1. They Call You
If a Remote Support Technician calls you to convince you there is a problem with your computer, or that it is infected you should hang up. The Caller ID for the phone call might even make it seem like a legit call, but it isn’t. Unless you have an active arrangement with a Tech Support company like Y-Not Tech Services’ Managed Services, there is no way for them to know about issues on your computer (and even then, only the company you have an agreement will have any legitimate information about your system). They are just assuming that your computer isn’t running at 100%.
2. They Claim to be From Microsoft
Or Dell or HP or IBM or Apple or any other big company they hope will sound official enough to get into your computer. Microsoft will not call you. Let me repeat that: Microsoft. Will. Not. Call. You. Tech Support Scammers will try to sound official by pretending to be from respected and well-known corporations. This is often enough to convince unsuspecting victims to give them access to their computer and hand over their credit card information for the “needed” repairs.
Some common titles they are known to use include:
- Windows Tech Support
- Windows Support Center
- Microsoft Tech Support
- Microsoft Support
- Dell Technical Support
That list is in no way exhaustive, but those are some of the most common ones and can give you a good idea of what to look out for.
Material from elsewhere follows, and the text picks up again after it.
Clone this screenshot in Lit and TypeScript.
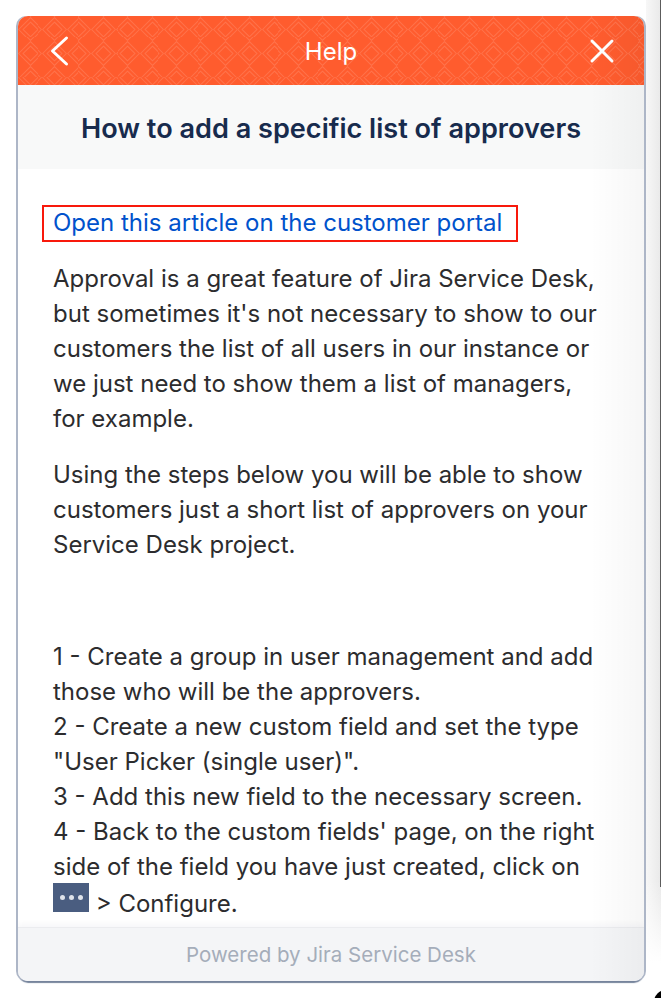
import { LitElement, html, css, svg, unsafeCSS } from "lit";
import { customElement } from "lit/decorators.js";

const pattern = `url("data:image/svg+xml,%3Csvg xmlns='http://www.w3.org/2000/svg' width='24.4' height='24.4'%3E%3Cg fill='none' stroke='%23fff' stroke-opacity='.14'%3E%3Cpath d='M12.2 .6 23.8 12.2 12.2 23.8 .6 12.2Z'/%3E%3Cpath d='M12.2 5 19.4 12.2 12.2 19.4 5 12.2Z'/%3E%3C/g%3E%3C/svg%3E")`;

@customElement("app-root")
export class AppRoot extends LitElement {
  static styles = css`
    :host {
      display: block;
      width: 661px;
      height: 998px;
      overflow: hidden;
      position: relative;
      background: #fff;
      font-family: Inter, "Liberation Sans", sans-serif;
    }
    .gutter {
      position: absolute;
      left: 646px;
      top: 0;
      width: 15px;
      height: 998px;
      background: linear-gradient(90deg, #f7f7f7, #e9e9e9);
    }
    .fade {
      position: absolute;
      left: 646px;
      top: 880px;
      width: 15px;
      height: 118px;
      background: linear-gradient(180deg, rgba(255, 255, 255, 0), #fff 70%);
    }
    .edge {
      position: absolute;
      left: 660px;
      top: 0;
      width: 1px;
      height: 887px;
      background: #5c5c5c;
    }
    .sheen {
      position: absolute;
      left: 590px;
      top: 16px;
      width: 54px;
      height: 965px;
      border-radius: 0 10px 10px 0;
      background: linear-gradient(90deg, transparent, rgba(0, 0, 0, 0.035));
      pointer-events: none;
    }
    .corner {
      position: absolute;
      left: 654px;
      top: 990px;
      width: 30px;
      height: 30px;
      background: #000;
      border-radius: 12px 0 0 0;
    }
    .card {
      position: relative;
      box-sizing: border-box;
      margin: 16px 0 0 18px;
      width: 626px;
      height: 965px;
      border-radius: 10px;
      background: #fff;
      box-shadow: -2px 0 0.5px #adb6c7, 2px 0 0.5px #adb6c7, 0 2px 1px #76849c;
      display: flex;
      flex-direction: column;
      overflow: hidden;
    }
    .header {
      height: 69px;
      flex: none;
      background-color: #ff5c2e;
      background-image: ${unsafeCSS(pattern)};
      background-position: 0 1px;
      display: grid;
      grid-template-columns: 1fr auto 1fr;
      align-items: center;
      padding: 0 29px;
      color: #fff;
      font-size: 24px;
    }
    .header svg { display: block; }
    .header .back { margin-left: 3px; }
    .header .close { justify-self: end; }
    .header span { padding-top: 2px; }
    .title {
      height: 84px;
      flex: none;
      background: #f8f9f9;
      display: flex;
      align-items: center;
      justify-content: center;
      padding-top: 2px;
      box-sizing: border-box;
      color: #172b4d;
      font-size: 27.1px;
      font-weight: 600;
    }
    .body {
      flex: 1;
      min-height: 0;
      overflow: hidden;
      padding: 36px 36px 0 35px;
      color: #2c2c2e;
      font-size: 24px;
      line-height: 35px;
    }
    .link {
      display: block;
      color: #0052cc;
      text-decoration: none;
    }
    .body p { margin: 0 0 21px; }
    .body p.steps { margin: 0; padding-top: 56px; }
    .linkbox {
      position: absolute;
      left: 42px;
      top: 205px;
      width: 476px;
      height: 37px;
      box-sizing: border-box;
      border: 2px solid #f8190c;
    }
    .more {
      display: inline-flex;
      vertical-align: 12px;
      margin-top: -1px;
      align-items: center;
      justify-content: center;
      gap: 4px;
      width: 36px;
      height: 29px;
      background: #4a5d80;
      box-sizing: border-box;
    }
    .more i { width: 5px; height: 5px; border-radius: 50%; background: #dfe3ea; }
    .footer {
      position: relative;
      height: 54px;
      flex: none;
      background: #f4f5f7;
      border-top: 1px solid #ebecef;
      box-shadow: 0 -3px 6px rgba(9, 30, 66, 0.04);
      box-sizing: border-box;
      display: flex;
      align-items: center;
      justify-content: center;
      color: #a5adba;
      font-size: 20.5px;
    }
  `;

  render() {
    return html`
      <div class="gutter"></div>
      <div class="fade"></div>
      <div class="edge"></div>
      <div class="corner"></div>
      <div class="card">
        <div class="header">
          <svg class="back" width="20" height="32" viewBox="0 0 20 32">
            ${svg`<path d="M16.5 3 2.5 16 16.5 29" fill="none" stroke="#fff" stroke-width="3" stroke-linecap="round" stroke-linejoin="round"/>`}
          </svg>
          <span>Help</span>
          <svg class="close" width="26" height="26" viewBox="0 0 26 26">
            ${svg`<path d="M3 3 23 23M23 3 3 23" fill="none" stroke="#fff" stroke-width="3" stroke-linecap="round"/>`}
          </svg>
        </div>
        <div class="title">How to add a specific list of approvers</div>
        <div class="body">
          <p><a class="link" href="#">Open this article on the customer portal</a></p>
          <p>Approval is a great feature of Jira Service Desk, but sometimes it's not necessary to show to our customers the list of all users in our instance or we just need to show them a list of managers, for example.</p>
          <p>Using the steps below you will be able to show customers just a short list of approvers on your Service Desk project.</p>
          <p class="steps">1 - Create a group in user management and add those who will be the approvers.<br />
          2 - Create a new custom field and set the type "User Picker (single user)".<br />
          3 - Add this new field to the necessary screen.<br />
          4 - Back to the custom fields' page, on the right side of the field you have just created, click on<br />
          <span class="more"><i></i><i></i><i></i></span> &gt; Configure.</p>
        </div>
        <div class="footer">Powered by Jira Service Desk</div>
      </div>
      <div class="sheen"></div>
      <div class="linkbox"></div>
    `;
  }
}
3. They Try to Confuse and Scare You
The scammers will often show you error logs in your computer in an attempt to scare you. They might walk you through some steps on your computer to pull up an error report. This report is very real, but it takes some training to understand what you’re seeing and it is meant for Technicians to use. To the untrained eye, it can look like your PC is about to implode and the Tech Support Scam artists will often use this or other things to confuse you. Take a look at the Error Log below and you’ll see a lot of errors and warnings, but that doesn’t mean the computer it was found on is in need of hundreds of dollars of over-the-phone tech support.
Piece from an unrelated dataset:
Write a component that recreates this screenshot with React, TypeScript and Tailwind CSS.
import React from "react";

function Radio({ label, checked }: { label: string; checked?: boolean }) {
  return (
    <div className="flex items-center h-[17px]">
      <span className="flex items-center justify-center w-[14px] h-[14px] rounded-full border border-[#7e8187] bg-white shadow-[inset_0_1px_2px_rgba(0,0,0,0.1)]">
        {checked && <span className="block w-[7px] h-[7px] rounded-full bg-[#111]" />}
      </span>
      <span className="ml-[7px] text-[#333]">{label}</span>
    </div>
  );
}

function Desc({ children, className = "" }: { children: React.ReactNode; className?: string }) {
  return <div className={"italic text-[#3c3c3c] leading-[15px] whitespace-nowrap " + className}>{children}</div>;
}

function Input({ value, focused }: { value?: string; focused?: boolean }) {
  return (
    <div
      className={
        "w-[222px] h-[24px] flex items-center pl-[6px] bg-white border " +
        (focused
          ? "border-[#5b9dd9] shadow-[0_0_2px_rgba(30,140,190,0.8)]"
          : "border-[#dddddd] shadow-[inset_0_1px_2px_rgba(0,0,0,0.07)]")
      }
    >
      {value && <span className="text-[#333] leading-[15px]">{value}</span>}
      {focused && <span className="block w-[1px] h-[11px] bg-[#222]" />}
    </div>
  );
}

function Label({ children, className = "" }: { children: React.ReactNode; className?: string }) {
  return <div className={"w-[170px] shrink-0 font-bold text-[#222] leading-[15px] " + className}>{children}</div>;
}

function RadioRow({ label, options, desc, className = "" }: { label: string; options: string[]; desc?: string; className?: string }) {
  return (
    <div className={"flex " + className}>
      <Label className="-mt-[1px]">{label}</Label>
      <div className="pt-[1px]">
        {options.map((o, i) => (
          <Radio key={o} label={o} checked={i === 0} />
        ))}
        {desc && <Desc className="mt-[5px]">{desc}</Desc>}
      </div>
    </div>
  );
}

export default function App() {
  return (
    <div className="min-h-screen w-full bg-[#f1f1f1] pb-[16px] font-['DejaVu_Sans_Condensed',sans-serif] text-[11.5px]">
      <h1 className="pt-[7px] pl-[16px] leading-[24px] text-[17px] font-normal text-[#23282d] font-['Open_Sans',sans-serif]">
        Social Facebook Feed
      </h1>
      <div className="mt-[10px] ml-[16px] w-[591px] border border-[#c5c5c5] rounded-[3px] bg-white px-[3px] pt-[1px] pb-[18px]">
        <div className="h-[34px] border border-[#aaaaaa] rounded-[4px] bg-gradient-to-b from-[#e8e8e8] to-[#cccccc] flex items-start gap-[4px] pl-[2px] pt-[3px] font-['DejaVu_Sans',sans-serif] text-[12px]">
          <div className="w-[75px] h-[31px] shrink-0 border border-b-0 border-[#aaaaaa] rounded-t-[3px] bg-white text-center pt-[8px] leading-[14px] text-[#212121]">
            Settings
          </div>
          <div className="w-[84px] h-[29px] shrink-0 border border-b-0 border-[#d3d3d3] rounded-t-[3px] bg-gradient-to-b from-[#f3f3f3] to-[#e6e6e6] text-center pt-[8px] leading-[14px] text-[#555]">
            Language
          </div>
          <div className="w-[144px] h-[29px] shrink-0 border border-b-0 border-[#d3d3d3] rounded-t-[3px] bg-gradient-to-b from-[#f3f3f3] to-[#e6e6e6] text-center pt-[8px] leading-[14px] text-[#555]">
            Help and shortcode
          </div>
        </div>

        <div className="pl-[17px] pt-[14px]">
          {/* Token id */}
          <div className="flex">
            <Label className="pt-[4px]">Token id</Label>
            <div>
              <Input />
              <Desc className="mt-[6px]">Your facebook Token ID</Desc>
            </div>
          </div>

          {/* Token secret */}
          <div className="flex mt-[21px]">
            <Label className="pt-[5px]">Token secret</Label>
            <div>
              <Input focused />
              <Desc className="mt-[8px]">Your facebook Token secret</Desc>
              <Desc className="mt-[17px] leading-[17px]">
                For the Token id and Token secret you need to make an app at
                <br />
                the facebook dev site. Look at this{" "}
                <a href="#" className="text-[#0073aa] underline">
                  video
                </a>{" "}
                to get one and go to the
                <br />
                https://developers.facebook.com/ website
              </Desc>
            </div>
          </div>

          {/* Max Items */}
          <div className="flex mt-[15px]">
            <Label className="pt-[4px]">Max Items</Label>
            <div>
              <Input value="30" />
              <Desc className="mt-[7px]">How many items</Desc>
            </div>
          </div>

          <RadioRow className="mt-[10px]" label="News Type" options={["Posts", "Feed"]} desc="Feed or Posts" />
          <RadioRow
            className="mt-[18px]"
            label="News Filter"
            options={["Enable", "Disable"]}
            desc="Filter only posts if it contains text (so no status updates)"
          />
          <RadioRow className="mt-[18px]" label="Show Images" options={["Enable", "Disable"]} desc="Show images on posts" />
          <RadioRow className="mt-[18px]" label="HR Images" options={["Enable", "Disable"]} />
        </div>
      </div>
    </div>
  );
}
4. Warnings, Websites or Popups Have Misspelled Words or Poor Grammar
Often times (maybe even most times) the tech support scammer will not use English as their native language. This will lead to spelling and grammar mistakes in the warnings and popups that might appear. Of course, any of us can make these mistakes, but it is a common trait of these issues to have a lot of language problems. Another reason for this symptom is that scammers are going for quantity over quality and pushing out as many popups and websites as they can as quickly as they can. Many of them will get taken down so it’s more important for the scammers to get them out in front of eyes than spend time proofreading. Read things carefully and use spelling and grammar mistakes as a red flag.
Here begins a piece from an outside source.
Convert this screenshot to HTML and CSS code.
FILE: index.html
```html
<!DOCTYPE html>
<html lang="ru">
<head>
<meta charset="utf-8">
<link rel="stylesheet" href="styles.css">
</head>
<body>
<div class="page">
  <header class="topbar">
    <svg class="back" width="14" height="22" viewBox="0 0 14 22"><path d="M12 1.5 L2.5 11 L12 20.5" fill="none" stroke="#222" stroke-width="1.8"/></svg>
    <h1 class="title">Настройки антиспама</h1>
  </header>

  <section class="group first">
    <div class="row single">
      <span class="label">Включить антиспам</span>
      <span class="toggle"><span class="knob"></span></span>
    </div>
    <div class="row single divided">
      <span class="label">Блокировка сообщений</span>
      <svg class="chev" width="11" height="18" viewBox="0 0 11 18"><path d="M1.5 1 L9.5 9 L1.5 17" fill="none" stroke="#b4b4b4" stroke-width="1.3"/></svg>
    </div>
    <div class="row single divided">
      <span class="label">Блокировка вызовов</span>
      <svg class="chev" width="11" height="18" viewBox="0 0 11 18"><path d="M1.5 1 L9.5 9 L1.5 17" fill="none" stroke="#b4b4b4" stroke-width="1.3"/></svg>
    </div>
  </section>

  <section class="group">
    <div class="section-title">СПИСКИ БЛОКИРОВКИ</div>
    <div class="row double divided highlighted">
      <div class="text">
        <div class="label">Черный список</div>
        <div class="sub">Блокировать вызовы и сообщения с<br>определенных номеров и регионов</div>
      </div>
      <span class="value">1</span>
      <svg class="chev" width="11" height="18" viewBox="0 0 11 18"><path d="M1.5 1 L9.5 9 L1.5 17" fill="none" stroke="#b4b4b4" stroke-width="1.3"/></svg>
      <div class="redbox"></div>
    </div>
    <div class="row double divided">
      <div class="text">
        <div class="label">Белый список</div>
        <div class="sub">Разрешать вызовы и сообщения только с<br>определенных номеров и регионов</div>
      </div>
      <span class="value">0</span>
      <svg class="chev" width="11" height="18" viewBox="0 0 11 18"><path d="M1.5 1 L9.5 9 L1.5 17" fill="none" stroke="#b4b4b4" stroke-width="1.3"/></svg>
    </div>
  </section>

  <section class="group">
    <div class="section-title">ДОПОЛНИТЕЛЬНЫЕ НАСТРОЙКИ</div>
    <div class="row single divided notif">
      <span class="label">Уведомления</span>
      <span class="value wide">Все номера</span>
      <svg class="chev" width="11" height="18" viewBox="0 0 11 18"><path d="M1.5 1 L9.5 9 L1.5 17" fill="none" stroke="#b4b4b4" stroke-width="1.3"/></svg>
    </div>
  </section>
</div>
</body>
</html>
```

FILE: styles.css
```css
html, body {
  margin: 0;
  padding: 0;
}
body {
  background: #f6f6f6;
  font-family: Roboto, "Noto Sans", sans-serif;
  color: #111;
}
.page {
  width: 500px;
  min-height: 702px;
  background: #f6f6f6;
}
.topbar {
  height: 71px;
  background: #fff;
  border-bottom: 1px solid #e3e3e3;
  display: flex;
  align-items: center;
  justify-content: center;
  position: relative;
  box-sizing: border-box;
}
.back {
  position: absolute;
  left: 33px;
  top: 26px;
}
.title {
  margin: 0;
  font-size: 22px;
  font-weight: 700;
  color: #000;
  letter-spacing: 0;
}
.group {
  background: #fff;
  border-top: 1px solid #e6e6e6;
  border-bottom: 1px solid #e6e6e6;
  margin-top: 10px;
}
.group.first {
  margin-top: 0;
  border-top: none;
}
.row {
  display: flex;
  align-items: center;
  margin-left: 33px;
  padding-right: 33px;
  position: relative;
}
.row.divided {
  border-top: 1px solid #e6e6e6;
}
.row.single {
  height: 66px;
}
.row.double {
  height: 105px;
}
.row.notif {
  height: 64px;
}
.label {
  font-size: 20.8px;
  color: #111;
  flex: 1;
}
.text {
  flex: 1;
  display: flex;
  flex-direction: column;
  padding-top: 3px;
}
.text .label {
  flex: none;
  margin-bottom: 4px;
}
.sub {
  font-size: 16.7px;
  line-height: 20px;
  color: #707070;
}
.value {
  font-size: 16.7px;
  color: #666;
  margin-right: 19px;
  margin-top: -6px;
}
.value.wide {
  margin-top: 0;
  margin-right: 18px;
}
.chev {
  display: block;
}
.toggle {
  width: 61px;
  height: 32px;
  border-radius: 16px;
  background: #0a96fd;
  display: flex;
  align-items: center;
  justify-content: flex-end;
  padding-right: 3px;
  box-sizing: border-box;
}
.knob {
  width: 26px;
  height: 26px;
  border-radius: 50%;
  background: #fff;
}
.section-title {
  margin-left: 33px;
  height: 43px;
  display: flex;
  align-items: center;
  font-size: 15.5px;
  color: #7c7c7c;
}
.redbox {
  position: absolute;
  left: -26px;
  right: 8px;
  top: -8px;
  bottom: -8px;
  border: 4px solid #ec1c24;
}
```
5. They Send You to a Website to Grant Access to Your Computer
Tech Support Scammers will have a website set up and ask you to go to it. Once there they will have you grant them access to your computer. The process the scammers use to gain access to your computer is virtually the same as what legitimate Tech Support companies use. Y-Not Tech Services offers Remote Tech Support to our clients and to get connected we direct clients to ynottechservices.screenconnect.com – The take away here is to never let someone you don’t trust access your computer. That includes the tech support scammers that call you and try to convince you to allow a connection, but also companies you find through searching Google or Bing. If something feels off about it, don’t allow access to your computer.
6. They Use Search Ads to Be Seen
At the top of every Google Search Result, you will see advertisements. These are noted by the word AD in a little box next to the result. Tech Support Scammers will pay for these ads so that they are the first thing you see when you search for a problem you’re having. Often they will combine this tactic with number 2 above and pose as a company they aren’t.
I had a client have problems with his Canon Printer so he searched for “Canon Printer Troubleshooting” and clicked on one of the top results (an ad). It took him to a page that looked like it was from Canon. He called the number on the page and they told him they were from Canon, got him to give them access to his PC remotely and caused all kinds of problems including charging him $200 for a made up software solution. Always check the URL (website address) of sites you visit. This site looked and claimed to be an official Canon site, but the URL didn’t reflect that at all. Canon’s website is www.canon.com, and most companies have a simple URL like that. I make it a general rule to scroll past the Ads at the top of each Google search result and go straight to the organic results.
Avoiding Tech Support Scams doesn’t need to be hard or complicated. Keep the above six tell-tale signs in mind and you’ll be able to save yourself some money and frustration.